The weighted time varying care density is the most accurate metric for assessing the physician collaboration. All 4 SVRs that consider one of the CDs as a 7th feature are more accurate than the 6 feature SVR, however, the SVR which considers the TWCD is most accurate. Moreover, TWCD accounts for the visitations as well as the time windows, which give a more accurate estimation of the relative efforts exerted by physician pairs. The final costs of hospitalization should not be accountable for the activities of the physician past the patients discharge dates. Furthermore, TWCD gives a fair correlation between the age of the patient and the urgency of the disease.

It is important to note that the weight vector w of the SVRs show that the relative effect of the LOS feature on the SVR supersedes the rest of the features by a huge margin (including CD). This explains the slight, but not significant decrease in errors as we add more variables to the care density metric.

A more accurate SVR modeling approach would account for many other features which can influence the patient expenses.
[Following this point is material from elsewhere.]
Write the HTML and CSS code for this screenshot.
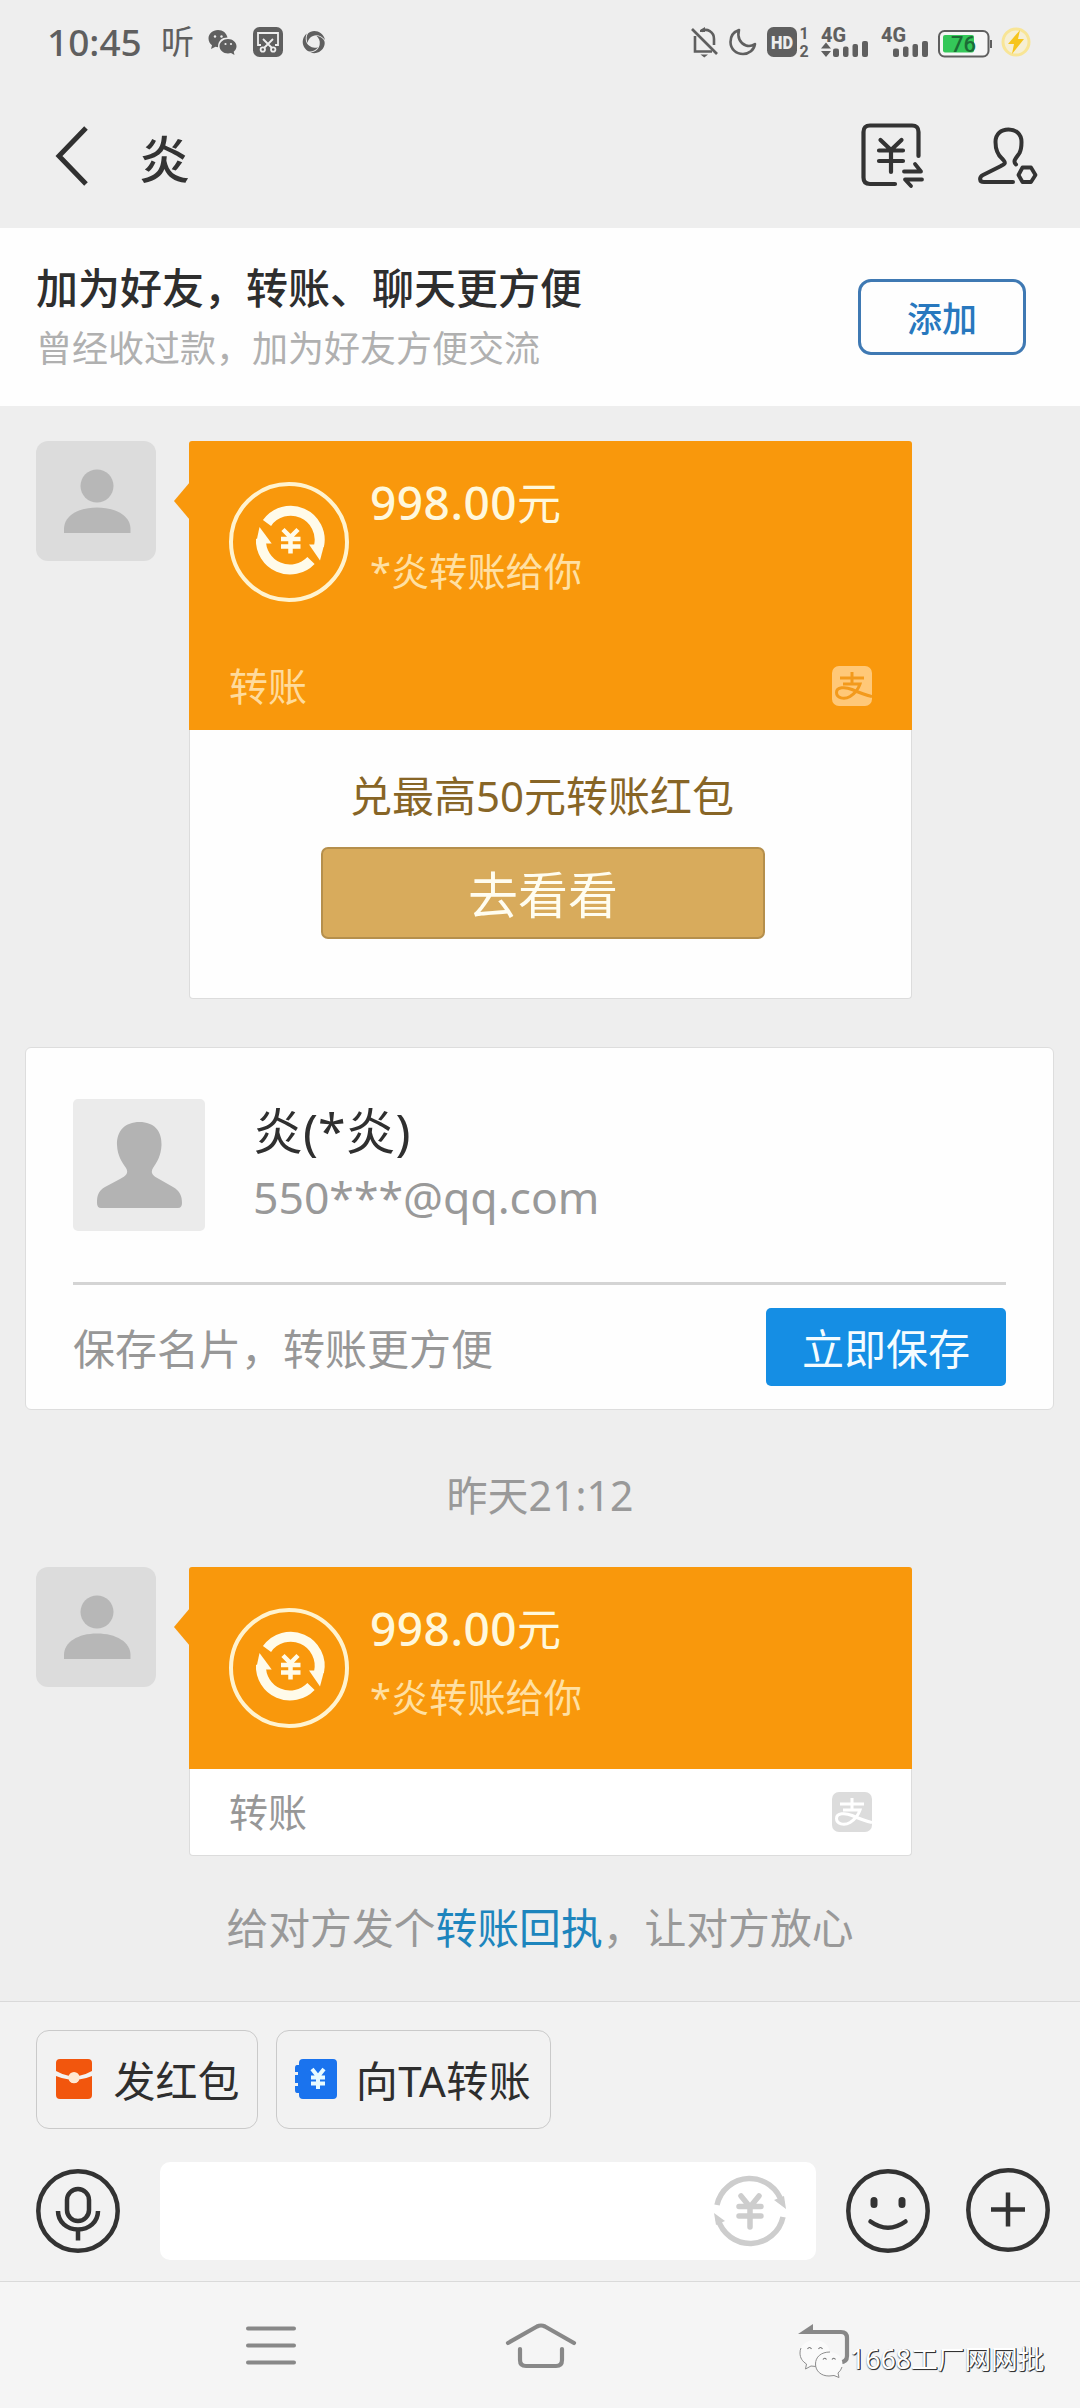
FILE: index.html
```html
<!DOCTYPE html>
<html lang="zh-CN">
<head>
<meta charset="utf-8">
<title>炎</title>
<link rel="stylesheet" href="styles.css">
</head>
<body>
<svg class="defs" width="0" height="0">
  <defs>
    <symbol id="person" viewBox="0 0 120 120">
      <circle cx="61" cy="45" r="16.5"/>
      <path d="M28 92V88C28 75 42 66.500 61 66.500S94.500 75 94.500 88V92Z"/>
    </symbol>
    <symbol id="transfer" viewBox="0 0 120 120">
      <circle cx="60" cy="60" r="58" fill="none" stroke="#fff3cf" stroke-width="4"/>
      <g fill="none" stroke="#fffbea" stroke-width="10">
        <path d="M38 41A29 29 0 0 1 90 64"/>
        <path d="M82 78.500A29 29 0 0 1 32 57"/>
      </g>
      <g fill="#fffbea">
        <path d="M80 62.500H95.200L91 78.500Z"/>
        <path d="M42.700 61.500H27L30.500 45Z"/>
      </g>
      <path d="M54 47.500L61.500 55L69 47.500M61.500 54V71.500M52 57H71.500M52 64.500H71.500" fill="none" stroke="#fffbea" stroke-width="4.500"/>
    </symbol>
    <symbol id="pay" viewBox="0 0 40 40">
      <path d="M8 12H32M20 6V18M11 18H28C26 24 22 28 18 30.500C12 34 4.500 32 4.500 26.500C4.500 21 13 20.500 20 23.500C28 27 33 29 40 30.500" fill="none" stroke-width="3"/>
    </symbol>
  </defs>
</svg>
<main class="phone">
  <div class="status">
    <span class="clock">10:45</span>
    <span class="ting">听</span>
    <svg class="s-wechat" width="29" height="26" viewBox="0 0 29 26">
      <path fill="#5f5f5f" d="M10 0C4.500 0 .5 3.700.5 8.500C.5 11.500 2 13.700 4 15.200L3 19L7.500 16.800L10 17.200C10 10.500 14 7.500 19.500 7.500C18.500 3 15 0 10 0Z"/>
      <path fill="#5f5f5f" d="M20 9C15.300 9 11.500 12.300 11.500 16.300S15.300 23.500 20 23.500L23 23L26.500 25L25.700 21.700C27.500 20.500 28.500 18.500 28.500 16.300C28.500 12.300 24.700 9 20 9Z"/>
      <g fill="#eee"><circle cx="7" cy="6.500" r="1.200"/><circle cx="13.500" cy="6.500" r="1.200"/><circle cx="17.500" cy="14" r="1.100"/><circle cx="23" cy="14" r="1.100"/></g>
    </svg>
    <svg class="s-cut" width="30" height="30" viewBox="0 0 30 30">
      <rect width="30" height="30" rx="6.500" fill="#5f5f5f"/>
      <g fill="none" stroke="#eee" stroke-width="1.800"><path d="M8 18H5V6H25V18H22"/><path d="M10 12L19 21M20 12L11 21"/><circle cx="9.800" cy="22.500" r="2.200"/><circle cx="20.200" cy="22.500" r="2.200"/></g>
    </svg>
    <svg class="s-swirl" width="24" height="24" viewBox="-12 -12 24 24">
      <g fill="#5f5f5f"><path id="blade" d="M-6 -8.500C-2 -13 9 -12 11 -2C8 -6 3 -8 -1 -6C-4 -5 -6 -2 -6.500 1C-8 -3 -7.500 -6.500 -6 -8.500Z"/><use href="#blade" transform="rotate(120)"/><use href="#blade" transform="rotate(240)"/></g>
    </svg>
    <span class="spacer"></span>
    <svg class="s-bell" width="28" height="31" viewBox="0 0 28 31">
      <g fill="none" stroke="#5f5f5f" stroke-width="2.600"><path d="M1 2L26 27"/><path d="M4 9V24.500H21"/><path d="M10.500 4C16 1 23 4.500 23 12V18"/></g>
      <path fill="#5f5f5f" d="M9.500 27.500H17L13.300 30.500ZM9 3L14 0V5H9Z"/>
    </svg>
    <svg class="s-moon" width="28" height="28" viewBox="0 0 28 28"><path d="M10 2C4 4 1.500 9 1.500 14C1.500 21 7 26 14 26C20 26 25 22 26 16C23 18 20 18.500 17 17.500C11 15.500 8 9 10 2Z" fill="none" stroke="#5f5f5f" stroke-width="2.600" stroke-linejoin="round"/></svg>
    <svg class="s-hd" width="43" height="31" viewBox="0 0 43 31">
      <rect width="30" height="30" rx="6.500" fill="#5f5f5f"/>
      <text x="4" y="21.500" class="t-hd" textLength="22" lengthAdjust="spacingAndGlyphs">HD</text>
      <text x="37" y="12" text-anchor="middle" class="t-sim">1</text><text x="37" y="29.500" text-anchor="middle" class="t-sim">2</text>
    </svg>
    <svg class="s-sig" width="48" height="31" viewBox="0 0 48 31">
      <text x="0" y="15" class="t-4g" textLength="25" lengthAdjust="spacingAndGlyphs">4G</text>
      <path fill="#5f5f5f" d="M0 21.500L5 15.500L10 21.500ZM0 24L5 30L10 24Z"/>
      <g fill="#5f5f5f"><rect x="12" y="21.500" width="6" height="8.500" rx="2"/><rect x="22" y="19.500" width="5.500" height="10.500" rx="2"/><rect x="31.500" y="17" width="5.500" height="13" rx="2"/><rect x="41" y="14" width="6" height="16" rx="2"/></g>
    </svg>
    <svg class="s-sig" width="48" height="31" viewBox="0 0 48 31">
      <text x="0" y="15" class="t-4g" textLength="25" lengthAdjust="spacingAndGlyphs">4G</text>
      <g fill="#5f5f5f"><rect x="12" y="21.500" width="6" height="8.500" rx="2"/><rect x="22" y="19.500" width="5.500" height="10.500" rx="2"/><rect x="31.500" y="17" width="5.500" height="13" rx="2"/><rect x="41" y="14" width="6" height="16" rx="2"/></g>
    </svg>
    <svg class="s-bat" width="55" height="28" viewBox="0 0 55 28">
      <rect x="1" y="1" width="49.500" height="25.500" rx="5.500" fill="#f6f6f6" stroke="#5f5f5f" stroke-width="2"/>
      <rect x="5" y="5" width="31" height="17.500" rx="2" fill="#34c759"/><path d="M53 10V18" stroke="#5f5f5f" stroke-width="2"/>
      <text x="25.500" y="21.500" text-anchor="middle" class="t-bat">76</text>
    </svg>
    <svg class="s-bolt" width="32" height="32" viewBox="0 0 32 32">
      <circle cx="16" cy="16" r="13" fill="#f6efd4" stroke="#f8e596" stroke-width="3"/><path d="M20 4L8 18H14L12 28L24 13H18Z" fill="#f6c51c"/>
    </svg>
  </div>

  <header class="titlebar">
    <svg width="36" height="60" viewBox="0 0 36 60"><path d="M32 2L5 30L32 58" fill="none" stroke="#303030" stroke-width="5"/></svg>
    <h1 class="title">炎</h1>
    <svg class="bill" width="64" height="66" viewBox="0 0 64 66">
      <g fill="none" stroke="#333" stroke-width="4.200" stroke-linecap="round" stroke-linejoin="round"><path d="M57.500 33V9Q57.500 2.500 51 2.500H9Q2.500 2.500 2.500 9V54.500Q2.500 61 9 61H34"/><path d="M19.500 17L30 27L40.500 17M30 27V49M18 27.500H42M18 38H42"/><path d="M43 48.500H60L54 41M61 56.500H44L50 63" stroke-width="3.800"/></g>
    </svg>
    <svg class="contact" width="60" height="58" viewBox="0 0 60 58">
      <g fill="none" stroke="#333" stroke-width="4" stroke-linecap="round" stroke-linejoin="round"><path d="M38 37.500C34 34 39 30 41.500 26C43 23 43.500 20 43.500 15C43.500 7 38 2.500 30.500 2.500S17.500 7 17.500 15C17.500 23 20 28 24 31.500C29 36.500 27 37 21 40L5 48C1 50 1 55 6 55H35"/><path d="M44.500 40.500H53L57.500 48L53 55H44.500L40.500 48Z" stroke-width="3.800"/></g>
    </svg>
  </header>

  <section class="addfriend">
    <div class="af-text">
      <p class="af-title">加为好友，转账、聊天更方便</p>
      <p class="af-sub">曾经收过款，加为好友方便交流</p>
    </div>
    <button class="af-btn">添加</button>
  </section>

  <section class="chat">
    <div class="msg">
      <div class="avatar"><svg width="120" height="120"><use href="#person"/></svg></div>
      <div class="bubble">
        <div class="orange tall">
          <div class="payment">
            <svg width="120" height="120"><use href="#transfer"/></svg>
            <div><p class="amount">998.00<span>元</span></p><p class="desc">*炎转账给你</p></div>
          </div>
          <div class="foot"><span>转账</span><svg class="pay" width="40" height="40"><use href="#pay"/></svg></div>
        </div>
        <div class="promo">
          <p>兑最高50元转账红包</p>
          <button>去看看</button>
        </div>
      </div>
    </div>

    <article class="card">
      <div class="card-top">
        <svg width="132" height="132" viewBox="0 0 132 132"><rect width="132" height="132" rx="5" fill="#ebebeb"/><path fill="#b3b3b3" d="M66.500 23C52 23 43.500 32 44 46C44.500 57 49 63 53 69C56 74 53 77 47 80L32 88C25 92 24 97 24 104Q24 109 28 109H105Q109 109 109 104C109 97 107 92 100 88L86 80C80 77 77 74 80 69C84 63 88 57 88.500 46C89 32 81 23 66.500 23Z"/></svg>
        <div class="who"><p class="name">炎(*炎)</p><p class="mail">550***@qq.com</p></div>
      </div>
      <div class="card-bottom"><span>保存名片，转账更方便</span><button>立即保存</button></div>
    </article>

    <p class="time">昨天21:12</p>

    <div class="msg">
      <div class="avatar"><svg width="120" height="120"><use href="#person"/></svg></div>
      <div class="bubble">
        <div class="orange">
          <div class="payment">
            <svg width="120" height="120"><use href="#transfer"/></svg>
            <div><p class="amount">998.00<span>元</span></p><p class="desc">*炎转账给你</p></div>
          </div>
        </div>
        <div class="foot plain"><span>转账</span><svg class="pay" width="40" height="40"><use href="#pay"/></svg></div>
      </div>
    </div>
    <p class="hint">给对方发个<a>转账回执</a>，让对方放心</p>
  </section>

  <footer class="composer">
    <div class="chips">
      <button class="chip red">
        <svg width="36" height="40" viewBox="0 0 36 40"><path fill="#f2560d" d="M4 0H32Q36 0 36 4V12Q29 16 22.500 17A5 5 0 0 0 13.500 17Q7 16 0 12V4Q0 0 4 0ZM0 17Q7 20 13 20.500A5.200 5.200 0 0 0 23 20.500Q29 20 36 17V36Q36 40 32 40H4Q0 40 0 36Z"/><circle cx="18" cy="18.500" r="5.500" fill="#ffe9d2"/></svg>
        <span>发红包</span>
      </button>
      <button class="chip blue">
        <svg width="42" height="40" viewBox="0 0 42 40"><path fill="#1a73ee" d="M8 0H38Q42 0 42 4V36Q42 40 38 40H8Q4 40 4 36V34H2Q0 34 0 31V27H3V24H0V16H3V13H0V9Q0 6 2 6H4V4Q4 0 8 0Z"/><path d="M17 10L23 17.500L29 10M23 17V30M16 18.500H30M16 24.500H30" fill="none" stroke="#e8fbff" stroke-width="4"/></svg>
        <span>向TA转账</span>
      </button>
    </div>
    <div class="inputs">
      <svg width="84" height="84" viewBox="0 0 84 84"><g fill="none" stroke="#333" stroke-width="4.500"><circle cx="42" cy="42" r="39.700"/><rect x="31" y="20" width="22" height="32" rx="11"/><path d="M22 42C22 53 31 60.500 42 60.500S62 53 62 42M42 60.500V71.500"/></g></svg>
      <div class="field">
        <svg width="72" height="72" viewBox="0 0 72 72"><g fill="none" stroke="#cdcdcd" stroke-width="5.500"><path d="M3 30A33.500 33.500 0 0 1 68 28"/><path d="M69 42A33.500 33.500 0 0 1 4 44"/><path d="M27 21L36 32L45 21M36 32V52M25 31.500H47M25 41H47" stroke-linecap="round"/></g><path fill="#cdcdcd" d="M60 25L70 21L72 34ZM0 38L11 46L2 50Z"/></svg>
      </div>
      <svg class="smile" width="84" height="84" viewBox="0 0 84 84"><g fill="none" stroke="#333" stroke-width="4.500"><circle cx="42" cy="42" r="39.700"/><path d="M24.500 52.500Q42 65 59.500 52.500" stroke-linecap="round"/><path d="M28 31.500V35.500M56 31.500V35.500" stroke-width="7" stroke-linecap="round"/></g></svg>
      <svg class="plus" width="84" height="84" viewBox="0 0 84 84"><g fill="none" stroke="#333" stroke-width="4.500"><circle cx="42" cy="42" r="39.700"/><path d="M25 41.500H59M42 24.500V58.500"/></g></svg>
    </div>
  </footer>

  <nav class="sysnav">
    <svg class="n-menu" width="50" height="44" viewBox="0 0 50 44"><path d="M2 5.500H48M2 22.500H48M2 39.500H48" stroke="#888" stroke-width="4" stroke-linecap="round"/></svg>
    <svg class="n-home" width="72" height="46" viewBox="0 0 72 46"><g fill="none" stroke="#888" stroke-width="4.200" stroke-linecap="round" stroke-linejoin="round"><path d="M3 20L32 3.500Q36 1.500 40 3.500L69 20"/><path d="M15 26V37Q15 43 21 43H51Q57 43 57 37V26"/></g></svg>
    <svg class="n-back" width="52" height="42" viewBox="0 0 52 42"><path d="M6 8H43Q49 8 49 14V32Q49 38 42 38.500" fill="none" stroke="#888" stroke-width="4.200"/><path d="M0 10L15 0V10Z" fill="#888"/></svg>
    <div class="mark">
      <svg width="44" height="40" viewBox="0 0 44 40">
        <path d="M16 1C7.500 1 1 6.500 1 14C1 19 3.500 22.500 7.500 25L6.500 30L12 27L18 27.500C27 27 31.500 21 31 14C30.500 6.500 24.500 1 16 1Z" fill="#fafafa"/>
        <path d="M2 9Q1 11 1 14C1 19 3.500 22.500 7.500 25L6.500 30L12 27L17 27.500" fill="none" stroke="#8d8d8d"/>
        <path d="M30 13C22 13 16.500 18 16.500 25S22 37 30 37L35 36.500L40 38.500L39 34C42 31.500 43.500 28.500 43.500 25C43.500 18 38 13 30 13Z" fill="#fafafa"/>
        <path d="M31 13C22 13 16.500 18 16.500 25S22 37 30 37L35 36.500L40 38.500L39 34Q42 31.500 43 28" fill="none" stroke="#8d8d8d"/>
        <g fill="none" stroke="#777" stroke-width="1.200"><path d="M8.500 10Q10.500 7 12.500 10M19.500 10Q21.500 7 23.500 10M24 20.500Q25.500 18 27.500 20.500M33 20.500Q35 18 36.500 20.500"/></g>
      </svg>
      <span>1668工厂网网批</span>
    </div>
  </nav>
</main>
</body>
</html>
```
FILE: styles.css
```css
* { box-sizing: border-box; margin: 0; padding: 0; }
body { background: #eee; font-family: "Noto Sans", "Noto Sans CJK SC", sans-serif; color: #333; }
svg { display: block; flex: none; overflow: visible; }
button { font: inherit; border: 0; background: none; display: flex; align-items: center; justify-content: center; }
p, span { white-space: nowrap; }
.defs { position: absolute; }
.phone { width: 1080px; height: 2408px; display: flex; flex-direction: column; overflow: hidden; background: #eee; }

.status { height: 80px; padding: 26px 46px 0 47px; display: flex; align-items: flex-start; color: #5f5f5f; }
.clock { font-size: 37px; line-height: 32px; width: 114px; font-weight: 500; }
.ting { font-size: 33px; line-height: 32px; width: 47px; font-weight: 400; }
.s-wechat { margin: 4px 16px 0 0; }
.s-cut { margin: 1px 19px 0 0; }
.s-swirl { margin-top: 4px; }
.spacer { flex: 1; }
.s-bell { margin: 1px 10px 0 0; }
.s-moon { margin: 2px 10px 0 0; }
.s-hd { margin: 1px 11px 0 0; }
.s-sig { margin: 1px 12px 0 0; }
.s-bat { margin: 4px 7px 0 -3px; }
.s-bolt { margin-right: 2px; }
.t-hd { font: 900 18px Roboto, sans-serif; fill: #eee; }
.t-sim { font: 700 16px Roboto, sans-serif; fill: #5f5f5f; }
.t-4g { font: 800 21px Roboto, sans-serif; fill: #5f5f5f; }
.t-bat { font: 500 22px Roboto, sans-serif; fill: #1c6b35; }

.titlebar { height: 148px; padding: 4px 40px 0 54px; display: flex; align-items: center; }
.title { flex: 1; margin: 5px 0 0 49px; font-size: 51px; line-height: 60px; font-weight: 500; color: #333; }
.bill { margin-right: 53px; }
.contact { margin-right: 2px; }

.addfriend { height: 178px; padding: 0 54px 0 36px; display: flex; justify-content: space-between; background: #fefefe; }
.af-text { padding-top: 34px; }
.af-title { font-size: 42px; line-height: 52px; font-weight: 500; color: #2e2e2e; }
.af-sub { margin-top: 11px; font-size: 36px; line-height: 48px; color: #b0b0b0; }
.af-btn { width: 168px; height: 76px; margin-top: 51px; padding-bottom: 2px; border: 3px solid #3f79b3; border-radius: 13px; font-size: 35px; font-weight: 500; color: #2878be; }

.chat { height: 1595px; padding-top: 35px; }
.msg { display: flex; gap: 33px; padding-left: 36px; }
.avatar { width: 120px; height: 120px; border-radius: 12px; background: #dcdcdc; fill: #b7b7b7; }
.bubble { position: relative; width: 723px; }
.bubble::before { content: ""; position: absolute; left: -15px; top: 41px; border: 19px solid transparent; border-left: 0; border-right: 16px solid #f9980c; }
.orange { height: 202px; padding: 41px 40px 0; background: #f9980c; border-radius: 3px 3px 0 0; }
.orange.tall { height: 289px; }
.payment { display: flex; gap: 21px; }
.amount { margin-top: -7px; font-size: 46px; line-height: 54px; letter-spacing: 0.5px; font-weight: 500; color: #fff8dc; }
.amount span { font-size: 44px; font-weight: 400; }
.desc { margin-top: 17px; font-size: 38.200px; line-height: 48px; color: #ffe0a3; }
.foot { display: flex; align-items: center; justify-content: space-between; font-size: 39px; color: #ffdb9c; }
.tall .foot { margin-top: 59px; height: 50px; }
.foot span { margin-bottom: 4px; }
.pay { background: #ffc878; stroke: #f39a1c; border-radius: 7px; }
.plain { height: 87px; padding: 0 39px 0; background: #fff; border: 1px solid #dcdcdc; border-top: 0; border-radius: 0 0 4px 4px; color: #979797; }
.plain .pay { background: #dcdcdc; stroke: #fff; }
.promo { height: 269px; padding-top: 40px; display: flex; flex-direction: column; align-items: center; background: #fefefe; border: 1px solid #dcdcdc; border-top: 0; border-radius: 0 0 4px 4px; }
.promo p { margin-right: 17px; font-size: 42px; line-height: 52px; color: #876526; }
.promo button { width: 444px; height: 92px; margin: 25px 15px 0 0; padding-bottom: 2px; border: 2px solid #b58f4c; border-radius: 7px; background: #d8ab5c; color: #fffdf0; font-size: 50px; }

.card { width: 1029px; height: 363px; margin: 48px 0 0 25px; padding: 51px 47px 0; background: #fefefe; border: 1px solid #ddd; border-radius: 6px; }
.card-top { height: 186px; display: flex; gap: 48px; border-bottom: 3px solid #d4d4d4; }
.name { margin-top: 0; font-size: 50px; line-height: 64px; color: #2f2f2f; }
.mail { margin-top: 4px; font-size: 44.500px; line-height: 60px; color: #999; }
.card-bottom { height: 124px; padding-bottom: 1px; display: flex; align-items: center; justify-content: space-between; font-size: 42px; color: #979797; }
.card-bottom button { width: 240px; height: 78px; border-radius: 5px; background: #158ee4; color: #f4fcff; }
.time { margin-top: 55px; font-size: 41px; line-height: 60px; color: #999; text-align: center; }
.time + .msg { margin-top: 42px; }
.hint { margin-top: 42px; font-size: 41.800px; line-height: 60px; color: #999; text-align: center; }
.hint a { color: #1d85bd; }

.composer { height: 280px; padding: 28px 30px 0 36px; background: #f2f2f2; border-top: 1.5px solid #d9d9d9; }
.chips { display: flex; gap: 18px; }
.chip { height: 99px; border: 1.5px solid #cacaca; border-radius: 13px; font-size: 42px; color: #2e2e2e; gap: 21px; padding-bottom: 2px; }
.red { width: 222px; padding-left: 2px; }
.blue { width: 275px; gap: 19px; padding-right: 1px; letter-spacing: 0.4px; }
.inputs { margin-top: 33px; height: 98px; display: flex; align-items: center; }
.field { width: 656px; height: 98px; margin: 0 30px 0 40px; padding: 0 30px; display: flex; align-items: center; justify-content: flex-end; background: #fff; border-radius: 10px; }
.plus { margin: -2px 0 0 36px; }

.sysnav { position: relative; height: 127px; padding: 41px 0 0 246px; display: flex; background: #f5f5f5; border-top: 1.500px solid #dadada; }
.n-home { margin-left: 209px; }
.n-back { margin: 1px 0 0 221px; }
.mark { position: absolute; left: 799px; top: 56px; display: flex; align-items: center; gap: 7px; }
.mark span { font-size: 26.700px; line-height: 42px; color: #fff; text-shadow: 1px 0 0 #333, 1px 1px 0 #333, 0 1px 1px #666; }
```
Firstly, the type of payer or insurance policy can be grouped to fall under 3 or 4 types of insurance policy, for which we can add a feature per type of policy, or model the data separately according to which policy type they fall onto. However for this kind of analysis we would require 3 to 4 times the amount of patients at hand. Similarly with the type of discharges, a study can be made to add a feature for discharges that are similar, such as; (1) discharged to another short term hospital and (2) transferred to another type of inpatient care institution. Thirdly, a feature can be added to the SVR which assesses the severity of the Pneumonia, for instance, a moderate case can take a value of 2.0 and a severe case a 5.0.